• Exercise prompt: Please set down all the lines beneath this one exactly, without the pictures.

• • • • •

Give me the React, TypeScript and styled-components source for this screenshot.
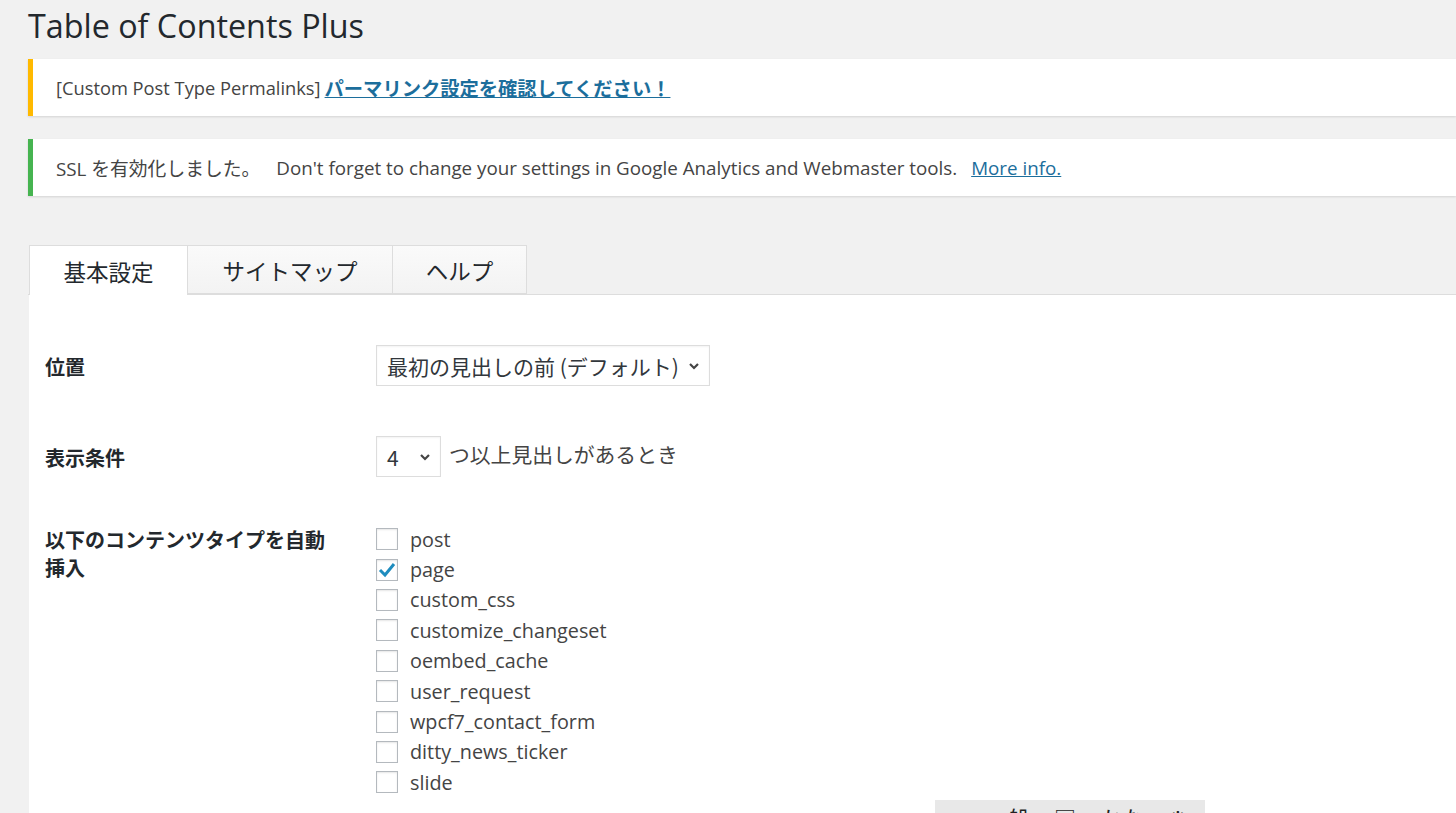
import styled, { createGlobalStyle } from "styled-components";

const GlobalStyle = createGlobalStyle`
  html, body {
    margin: 0;
    padding: 0;
    background: #f1f1f1;
    height: 813px;
    overflow: hidden;
  }
  body {
    font-family: "Open Sans", "Noto Sans CJK JP", sans-serif;
    color: #444;
  }
`;

const Page = styled.div`
  position: relative;
  display: flex;
  flex-direction: column;
  width: 1456px;
  height: 813px;
  overflow: hidden;
  padding-left: 28px;
  box-sizing: border-box;
`;

const Title = styled.h1`
  margin: 0;
  padding-top: 4px;
  height: 59px;
  flex: none;
  font-family: "Open Sans", "Noto Sans CJK JP", sans-serif;
  font-size: 32.3px;
  font-weight: 400;
  color: #23282d;
  line-height: 42px;
  box-sizing: border-box;
`;

const Notice = styled.div<{ $accent: string; $size: number }>`
  display: flex;
  align-items: center;
  flex: none;
  height: 57px;
  margin-bottom: 23px;
  background: #fff;
  border-left: 5px solid ${(p) => p.$accent};
  box-shadow: 0 1px 2px rgba(0, 0, 0, 0.12);
  padding-left: 23px;
  font-size: ${(p) => p.$size}px;
  color: #444;
  white-space: nowrap;
`;

const Gap = styled.span`
  display: inline-block;
  width: 16px;
`;

const NoticeLink = styled.a<{ $bold?: boolean }>`
  color: #1c6e9c;
  text-decoration: underline;
  font-weight: ${(p) => (p.$bold ? 700 : 400)};
  font-size: ${(p) => (p.$bold ? "19.3px" : "inherit")};
  margin-left: ${(p) => (p.$bold ? "4px" : "14px")};
`;

const Tabs = styled.div`
  display: flex;
  flex: none;
  margin-top: 26px;
  padding-left: 1px;
  border-bottom: 1px solid #ddd;
  height: 49px;
  box-sizing: content-box;
`;

const Tab = styled.div<{ $active?: boolean; $w: number }>`
  width: ${(p) => p.$w}px;
  box-sizing: border-box;
  height: ${(p) => (p.$active ? "50px" : "49px")};
  display: flex;
  align-items: center;
  justify-content: center;
  border: 1px solid #ddd;
  border-bottom: ${(p) => (p.$active ? "none" : "1px solid #ddd")};
  border-left-width: ${(p) => (p.$active ? "1px" : "0")};
  background: ${(p) => (p.$active ? "#fff" : "linear-gradient(#fafafa, #f3f3f3)")};
  font-family: "Noto Sans CJK JP", sans-serif;
  font-size: 22.5px;
  color: #23282d;
  position: relative;
  z-index: 1;
`;

const Panel = styled.div`
  background: #fff;
  margin-left: 1px;
  padding: 25px 0 0 16px;
  flex: 1;
`;

const Row = styled.div<{ $top?: boolean }>`
  display: grid;
  grid-template-columns: 331px 1fr;
  align-items: ${(p) => (p.$top ? "start" : "center")};
  padding: ${(p) => (p.$top ? "22px 0 0" : "25px 0")};
`;

const Label = styled.div`
  font-family: "Noto Sans CJK JP", sans-serif;
  font-weight: 700;
  font-size: 20px;
  line-height: 28px;
  color: #23282d;
  width: 296px;
  padding-top: 2px;
`;

const Field = styled.div`
  display: flex;
  align-items: flex-start;
  gap: 8px;
`;

const FakeSelect = styled.div<{ $w: number }>`
  width: ${(p) => p.$w}px;
  height: 41px;
  box-sizing: border-box;
  border: 1px solid #ddd;
  box-shadow: inset 0 1px 2px rgba(0, 0, 0, 0.05);
  display: flex;
  align-items: center;
  justify-content: space-between;
  padding: 0 9px 0 10px;
  font-family: "Noto Sans CJK JP", sans-serif;
  font-size: 21px;
  color: #32373c;
  background: #fff;
  white-space: nowrap;
`;

const AfterText = styled.span`
  font-family: "Noto Sans CJK JP", sans-serif;
  font-size: 20.8px;
  color: #444;
  line-height: 36px;
`;

const CheckList = styled.div`
  display: flex;
  flex-direction: column;
`;

const CheckRow = styled.label`
  display: flex;
  align-items: center;
  gap: 12px;
  height: 30.4px;
  font-size: 19.8px;
  color: #444;
`;

const Box = styled.span`
  width: 22px;
  height: 22px;
  box-sizing: border-box;
  border: 1px solid #b4b9be;
  background: #fff;
  box-shadow: inset 0 1px 2px rgba(0, 0, 0, 0.1);
  display: flex;
  align-items: center;
  justify-content: center;
`;

const Ime = styled.div`
  position: absolute;
  left: 935px;
  top: 800px;
  width: 270px;
  height: 13px;
  overflow: hidden;
  background: #e8e8e8;
  display: flex;
  gap: 24px;
  padding-left: 38px;
  box-sizing: border-box;
  font-family: "Noto Sans CJK JP", sans-serif;
  font-size: 22px;
  line-height: 34px;
  color: #222;
`;

const Chevron = () => (
  <svg width="12" height="12" viewBox="0 0 12 12">
    <path d="M2 4 L6 8 L10 4" fill="none" stroke="#444" strokeWidth="2.2" />
  </svg>
);

const types = [
  "post",
  "page",
  "custom_css",
  "customize_changeset",
  "oembed_cache",
  "user_request",
  "wpcf7_contact_form",
  "ditty_news_ticker",
  "slide",
];

export default function App() {
  return (
    <Page>
      <GlobalStyle />
      <Title>Table of Contents Plus</Title>

      <Notice $accent="#ffb900" $size={18.3}>
        [Custom Post Type Permalinks]
        <NoticeLink $bold href="#">パーマリンク設定を確認してください！</NoticeLink>
      </Notice>

      <Notice $accent="#46b450" $size={18.8}>
        SSL を有効化しました。
        <Gap />
        Don't forget to change your settings in Google Analytics and Webmaster tools.
        <NoticeLink href="#">More info.</NoticeLink>
      </Notice>

      <Tabs>
        <Tab $active $w={159}>基本設定</Tab>
        <Tab $w={205}>サイトマップ</Tab>
        <Tab $w={134}>ヘルプ</Tab>
      </Tabs>

      <Panel>
        <Row>
          <Label>位置</Label>
          <Field>
            <FakeSelect $w={334}>
              最初の見出しの前 (デフォルト)
              <Chevron />
            </FakeSelect>
          </Field>
        </Row>

        <Row>
          <Label>表示条件</Label>
          <Field>
            <FakeSelect $w={65}>
              4
              <Chevron />
            </FakeSelect>
            <AfterText>つ以上見出しがあるとき</AfterText>
          </Field>
        </Row>

        <Row $top>
          <Label>以下のコンテンツタイプを自動挿入</Label>
          <CheckList>
            {types.map((t) => (
              <CheckRow key={t}>
                <Box>
                  {t === "page" && (
                    <svg width="20" height="20" viewBox="0 0 20 20">
                      <path d="M3 10 L8 15 L17 4" fill="none" stroke="#1e8cbe" strokeWidth="3" />
                    </svg>
                  )}
                </Box>
                {t}
              </CheckRow>
            ))}
          </CheckList>
        </Row>
      </Panel>

      <Ime>
        <span>ｰ</span>
        <span>般</span>
        <span>□</span>
        <span>かな</span>
        <span>⚙</span>
      </Ime>
    </Page>
  );
}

• • • • •

• Result of the task:
Give me the React, TypeScript and styled-components source for this screenshot.
import styled, { createGlobalStyle } from "styled-components";

const GlobalStyle = createGlobalStyle`
  html, body {
    margin: 0;
    padding: 0;
    background: #f1f1f1;
    height: 813px;
    overflow: hidden;
  }
  body {
    font-family: "Open Sans", "Noto Sans CJK JP", sans-serif;
    color: #444;
  }
`;

const Page = styled.div`
  position: relative;
  display: flex;
  flex-direction: column;
  width: 1456px;
  height: 813px;
  overflow: hidden;
  padding-left: 28px;
  box-sizing: border-box;
`;

const Title = styled.h1`
  margin: 0;
  padding-top: 4px;
  height: 59px;
  flex: none;
  font-family: "Open Sans", "Noto Sans CJK JP", sans-serif;
  font-size: 32.3px;
  font-weight: 400;
  color: #23282d;
  line-height: 42px;
  box-sizing: border-box;
`;

const Notice = styled.div<{ $accent: string; $size: number }>`
  display: flex;
  align-items: center;
  flex: none;
  height: 57px;
  margin-bottom: 23px;
  background: #fff;
  border-left: 5px solid ${(p) => p.$accent};
  box-shadow: 0 1px 2px rgba(0, 0, 0, 0.12);
  padding-left: 23px;
  font-size: ${(p) => p.$size}px;
  color: #444;
  white-space: nowrap;
`;

const Gap = styled.span`
  display: inline-block;
  width: 16px;
`;

const NoticeLink = styled.a<{ $bold?: boolean }>`
  color: #1c6e9c;
  text-decoration: underline;
  font-weight: ${(p) => (p.$bold ? 700 : 400)};
  font-size: ${(p) => (p.$bold ? "19.3px" : "inherit")};
  margin-left: ${(p) => (p.$bold ? "4px" : "14px")};
`;

const Tabs = styled.div`
  display: flex;
  flex: none;
  margin-top: 26px;
  padding-left: 1px;
  border-bottom: 1px solid #ddd;
  height: 49px;
  box-sizing: content-box;
`;

const Tab = styled.div<{ $active?: boolean; $w: number }>`
  width: ${(p) => p.$w}px;
  box-sizing: border-box;
  height: ${(p) => (p.$active ? "50px" : "49px")};
  display: flex;
  align-items: center;
  justify-content: center;
  border: 1px solid #ddd;
  border-bottom: ${(p) => (p.$active ? "none" : "1px solid #ddd")};
  border-left-width: ${(p) => (p.$active ? "1px" : "0")};
  background: ${(p) => (p.$active ? "#fff" : "linear-gradient(#fafafa, #f3f3f3)")};
  font-family: "Noto Sans CJK JP", sans-serif;
  font-size: 22.5px;
  color: #23282d;
  position: relative;
  z-index: 1;
`;

const Panel = styled.div`
  background: #fff;
  margin-left: 1px;
  padding: 25px 0 0 16px;
  flex: 1;
`;

const Row = styled.div<{ $top?: boolean }>`
  display: grid;
  grid-template-columns: 331px 1fr;
  align-items: ${(p) => (p.$top ? "start" : "center")};
  padding: ${(p) => (p.$top ? "22px 0 0" : "25px 0")};
`;

const Label = styled.div`
  font-family: "Noto Sans CJK JP", sans-serif;
  font-weight: 700;
  font-size: 20px;
  line-height: 28px;
  color: #23282d;
  width: 296px;
  padding-top: 2px;
`;

const Field = styled.div`
  display: flex;
  align-items: flex-start;
  gap: 8px;
`;

const FakeSelect = styled.div<{ $w: number }>`
  width: ${(p) => p.$w}px;
  height: 41px;
  box-sizing: border-box;
  border: 1px solid #ddd;
  box-shadow: inset 0 1px 2px rgba(0, 0, 0, 0.05);
  display: flex;
  align-items: center;
  justify-content: space-between;
  padding: 0 9px 0 10px;
  font-family: "Noto Sans CJK JP", sans-serif;
  font-size: 21px;
  color: #32373c;
  background: #fff;
  white-space: nowrap;
`;

const AfterText = styled.span`
  font-family: "Noto Sans CJK JP", sans-serif;
  font-size: 20.8px;
  color: #444;
  line-height: 36px;
`;

const CheckList = styled.div`
  display: flex;
  flex-direction: column;
`;

const CheckRow = styled.label`
  display: flex;
  align-items: center;
  gap: 12px;
  height: 30.4px;
  font-size: 19.8px;
  color: #444;
`;

const Box = styled.span`
  width: 22px;
  height: 22px;
  box-sizing: border-box;
  border: 1px solid #b4b9be;
  background: #fff;
  box-shadow: inset 0 1px 2px rgba(0, 0, 0, 0.1);
  display: flex;
  align-items: center;
  justify-content: center;
`;

const Ime = styled.div`
  position: absolute;
  left: 935px;
  top: 800px;
  width: 270px;
  height: 13px;
  overflow: hidden;
  background: #e8e8e8;
  display: flex;
  gap: 24px;
  padding-left: 38px;
  box-sizing: border-box;
  font-family: "Noto Sans CJK JP", sans-serif;
  font-size: 22px;
  line-height: 34px;
  color: #222;
`;

const Chevron = () => (
  <svg width="12" height="12" viewBox="0 0 12 12">
    <path d="M2 4 L6 8 L10 4" fill="none" stroke="#444" strokeWidth="2.2" />
  </svg>
);

const types = [
  "post",
  "page",
  "custom_css",
  "customize_changeset",
  "oembed_cache",
  "user_request",
  "wpcf7_contact_form",
  "ditty_news_ticker",
  "slide",
];

export default function App() {
  return (
    <Page>
      <GlobalStyle />
      <Title>Table of Contents Plus</Title>

      <Notice $accent="#ffb900" $size={18.3}>
        [Custom Post Type Permalinks]
        <NoticeLink $bold href="#">パーマリンク設定を確認してください！</NoticeLink>
      </Notice>

      <Notice $accent="#46b450" $size={18.8}>
        SSL を有効化しました。
        <Gap />
        Don't forget to change your settings in Google Analytics and Webmaster tools.
        <NoticeLink href="#">More info.</NoticeLink>
      </Notice>

      <Tabs>
        <Tab $active $w={159}>基本設定</Tab>
        <Tab $w={205}>サイトマップ</Tab>
        <Tab $w={134}>ヘルプ</Tab>
      </Tabs>

      <Panel>
        <Row>
          <Label>位置</Label>
          <Field>
            <FakeSelect $w={334}>
              最初の見出しの前 (デフォルト)
              <Chevron />
            </FakeSelect>
          </Field>
        </Row>

        <Row>
          <Label>表示条件</Label>
          <Field>
            <FakeSelect $w={65}>
              4
              <Chevron />
            </FakeSelect>
            <AfterText>つ以上見出しがあるとき</AfterText>
          </Field>
        </Row>

        <Row $top>
          <Label>以下のコンテンツタイプを自動挿入</Label>
          <CheckList>
            {types.map((t) => (
              <CheckRow key={t}>
                <Box>
                  {t === "page" && (
                    <svg width="20" height="20" viewBox="0 0 20 20">
                      <path d="M3 10 L8 15 L17 4" fill="none" stroke="#1e8cbe" strokeWidth="3" />
                    </svg>
                  )}
                </Box>
                {t}
              </CheckRow>
            ))}
          </CheckList>
        </Row>
      </Panel>

      <Ime>
        <span>ｰ</span>
        <span>般</span>
        <span>□</span>
        <span>かな</span>
        <span>⚙</span>
      </Ime>
    </Page>
  );
}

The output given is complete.